Помню, после выхода этой моей статьи многие в Саратове были в шоке. И.М. Корнилов передал мне слова Е. Мартыновой, прочитавшей её первой: «Вот если бы кто-нибудь из Москвы такое написал – тогда другое дело». Вот приедет барин – барин нас рассудит. А нам самим – «не должно сметь своё суждение иметь». Мы люди маленькие, не нам судить корифеев. Так примерно рассуждали и думали местные критики и поэты. Но вот очередь дошла и до Москвы, и неизвестная мне Ирина Василькова в своей статье, можно сказать, озвучила мои мысли, озвученные мною ещё до нее. (Слава богу, что мне удалось их опубликовать раньше, а то Мартынова сотоварищи опять обвинила бы меня в «плагиате»). Если отделить их от осторожных оговорок, дипломатических экивоков и реверансов, которых требует высокий «сан» всероссийски признанной «королевы» поэзии, то получится следующий текст (желающие могут сравнить его с моим и удостовериться в идентичности и сходстве многих постулатов):

«...вместо поэтической дрожи – суровое, даже какое-то педагогическое морализаторство, вместо поэтической интуиции – застывшая парадигма, вместо живой воды – мёртвая... Даже пятистопные анапесты теперь уже просто убаюкивают, став доминирующими сверх меры. Кто-то из знакомых поэтов откомментировал последнюю подборку в «Знамени» так: «вышивание узоров по православной канве»... Становится заметно, что автор обдумывает каждый шаг, стараясь быть смиреннее и осторожнее, избежать запретного, лишнего, – но получается искусственней, суше. Обилие общих мест, вполне канонических, вынуждает отказаться от индивидуальности, от живого человеческого опыта. «Всё так же пуст пейзаж души, и тёмный путь её опасен» – что это? Я не литературный критик, не богослов, я просто читатель, и мне не то чтобы скучно стало – но уж слишком пряма эта дорога, нет в ней неожиданности, тех самых неисповедимых путей Господних... Как в театре теней, проходят одни и те же резко очерченные образы – ангелы, вода, рыбы, сети – но их формы не наполнены осознанным индивидуальным чувственным опытом, что сплошь и рядом приводит к появлению штампов и сентиментальных красивостей... Стихи интонационно не убеждают, потому что в них нет дрожи, огня, ушла энергия. «Теплохладность» не заражает...
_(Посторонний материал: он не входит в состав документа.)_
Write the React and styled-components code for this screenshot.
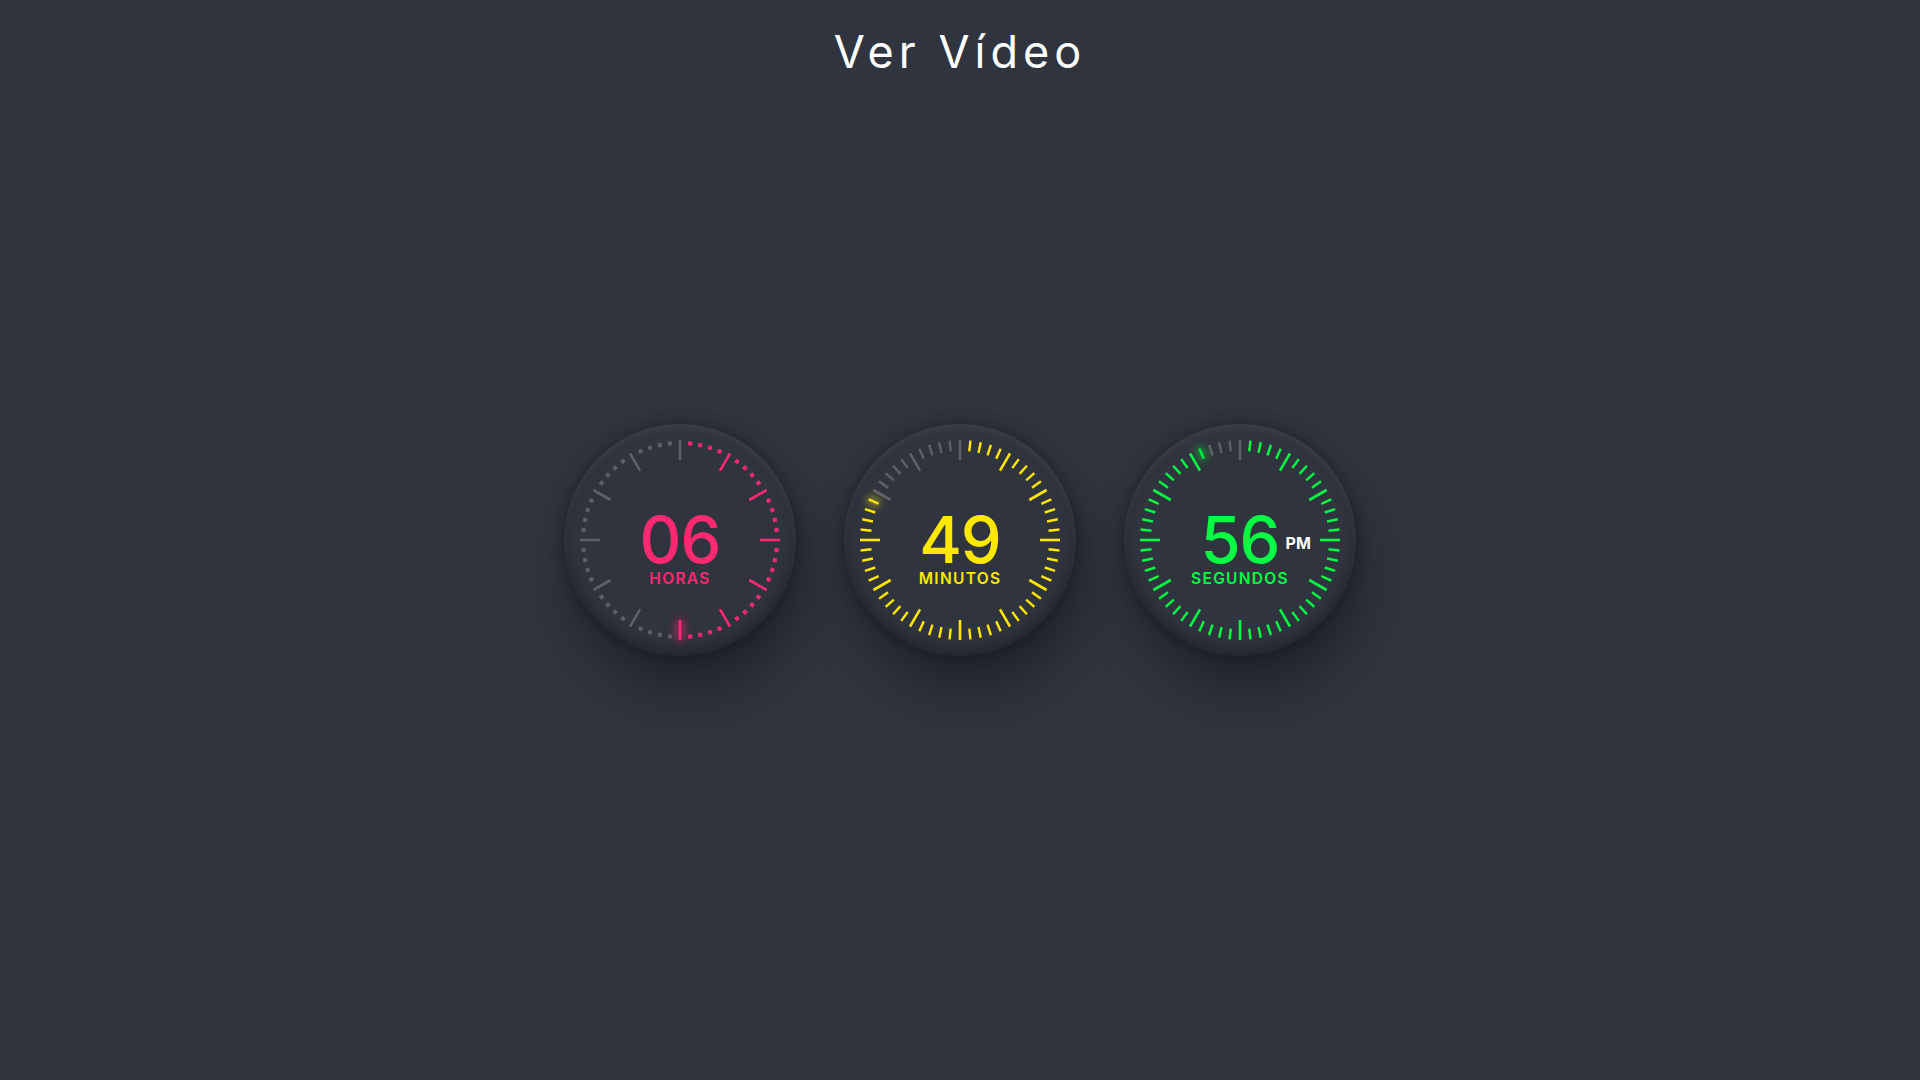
import React from 'react'
import styled, {createGlobalStyle} from 'styled-components'

const GlobalStyle = createGlobalStyle`
    html, body {
        margin: 0;
        padding: 0;
        background: #2f343f;
    }
    body {
        font-family: Inter, "Open Sans", sans-serif;
    }
`

const Page = styled.main`
    display: grid;
    grid-template-rows: 100px 1fr 100px;
    height: 100vh;
    box-sizing: border-box;
`

const Title = styled.h1`
    margin: 0;
    padding-top: 25px;
    text-align: center;
    color: #ffffff;
    font-family: Inter, "Open Sans", sans-serif;
    font-weight: 400;
    font-size: 45px;
    line-height: 1.2;
    letter-spacing: 5px;
`

const Clocks = styled.section`
    display: flex;
    align-items: center;
    justify-content: center;
    gap: 48px;
`

const Dial = styled.div`
    position: relative;
    width: 232px;
    height: 232px;
    border-radius: 50%;
    background: #30343e;
    box-shadow: 8px 36px 50px rgba(0, 0, 0, 0.3),
        0 0 16px rgba(0, 0, 0, 0.3),
        inset 0 4px 6px rgba(255, 255, 255, 0.07),
        inset 0 -6px 14px rgba(0, 0, 0, 0.3);
    display: flex;
    align-items: center;
    justify-content: center;
`

const Ticks = styled.svg`
    position: absolute;
    inset: 0;
    overflow: visible;
`

const Readout = styled.div`
    display: flex;
    flex-direction: column;
    align-items: center;
    color: ${p => p.color};
    margin-top: 19px;
`

const Number = styled.div`
    position: relative;
    font-size: 65px;
    font-weight: 500;
    line-height: 56px;
    letter-spacing: -1px;
`

const Meridiem = styled.span`
    position: absolute;
    left: 100%;
    top: 23px;
    margin-left: 6px;
    color: #ffffff;
    font-size: 16px;
    line-height: 1;
    font-weight: 700;
    letter-spacing: 0;
`

const Label = styled.div`
    margin-top: 2px;
    font-size: 15.5px;
    line-height: 18px;
    font-weight: 600;
    letter-spacing: 1.3px;
`

const GRAY = 'rgba(255, 255, 255, 0.22)'

const Clock = ({value, active, color, label, dots, suffix}) => {
    const c = 116
    const id = `glow-${label}`
    return (
        <Dial>
            <Ticks width="232" height="232" viewBox="0 0 232 232">
                <defs>
                    <filter id={id} filterUnits="userSpaceOnUse" x="-20" y="-20" width="272" height="272">
                        <feGaussianBlur stdDeviation="5" result="b" />
                        <feMerge>
                            <feMergeNode in="b" />
                            <feMergeNode in="b" />
                            <feMergeNode in="SourceGraphic" />
                        </feMerge>
                    </filter>
                </defs>
                {Array.from({length: 60}, (_, i) => {
                    const on = i >= 1 && i <= active
                    const stroke = on ? color : GRAY
                    const rot = `rotate(${i * 6} ${c} ${c})`
                    const glow = i === active ? `url(#${id})` : undefined
                    if (i % 5 === 0) {
                        return <line key={i} x1={c} y1={c - 100} x2={c} y2={c - 80} stroke={stroke} strokeWidth="2.6" transform={rot} filter={glow} />
                    }
                    if (dots) {
                        return <rect key={i} x={c - 2} y={c - 99} width="4" height="4" fill={stroke} transform={rot} filter={glow} />
                    }
                    return <line key={i} x1={c} y1={c - 100} x2={c} y2={c - 89} stroke={stroke} strokeWidth="2.4" transform={rot} filter={glow} />
                })}
            </Ticks>
            <Readout color={color}>
                <Number>
                    {value}
                    {suffix && <Meridiem>{suffix}</Meridiem>}
                </Number>
                <Label>{label}</Label>
            </Readout>
        </Dial>
    )
}

const App = () =>
    <>
        <GlobalStyle />
        <Page>
            <Title>Ver Vídeo</Title>
            <Clocks>
                <Clock value="06" active={30} color="#ff2972" label="HORAS" dots />
                <Clock value="49" active={49} color="#fee800" label="MINUTOS" />
                <Clock value="56" active={56} color="#04fc43" label="SEGUNDOS" suffix="PM" />
            </Clocks>
            <div />
        </Page>
    </>

export default App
Бесполость, бесплотность... Обескровленность – в ней ли свет? Иногда вздрагиваешь – так похоже на сувенирный киоск, когда ангелы опускают «на грудь среднерусских равнин вологодское кружево снега». Или такое: «ангел жив над кремлёвской стеною...» «...учительное красноречие» убеждает, увы, меньше, чем обнажённый нерв. Нет эмоций – нет напора, уходит та самая «энергетика».

Примерно то же, только в других выражениях писала о поэзии С. Кековой и я. Но только в своём отечестве, как известно, пророков не бывает, и наша писательско-критическая братия статью эту старательно «проигнорировала», за исключением отдельных случаев возмущений («как дерзнула?»). А вот Лариса Миллер, прочтя её (я посылала ей книжку), позвонила мне из Москвы, и первые её слова были: «Вы написали о Кековой и Шварц то, что я сама хотела написать, но не решалась. Я думала, это только я её не воспринимаю. У меня такое ощущение, что ей нечего сказать. Какая Вы молодец, что написали это. Какая независимость суждений...»

Впрочем, и до меня Наталья Иванова в статье «Циклотимия. Жертвенник сердца» («Арион», №2, 2002) писала о «монотонности» стихов Кековой и отмечала в качестве другой «опасности» – её «старательность», приводя примеры тщательно выверенных созвучий. Искусственность, заданность, конструктивность, словесный камуфляж и невнятица – вот что, на мой взгляд, отличает подобное элитарное узкосалонное творчество почитаемых, но не читаемых поэтов, которое тлеет в кастовом мирке своих избранных ценителей. У А. Кушнера есть такие строки:

Есть неуступчивая косность,

неустранимая тоска...

Что перед нею виртуозность?

Кому нужна она? строка

в бугры сбивается и складки,

всё как в запёкшейся крови,

и не стыдится, как в припадке,

ни слабой рифмы, ни любви.

Грибоедов писал: «Знаю, что всякое ремесло имеет свои хитрости, но чем их менее, тем спорее дело, и не лучше ли вовсе без хитростей? Я как живу, так и пишу, свободно и свободно» (из письма П. Катенину от февраля 1825 г.).

Меня привлекают и трогают стихи, которые берут свой интонационный рисунок не в какой-то особой поэтической сфере, а в живой человеческой речи.

Вот бреду я вдоль большой дороги,

в тихом свете гаснущего дня.

Тяжело мне, замирают ноги.

Друг мой милый, видишь ли меня?

И всё становится на свои места, и не нужна никакая виртуозность, никакие стиховые новшества – вот последняя правда о жизни, самая печальная и неотразимая в своей безыскусности.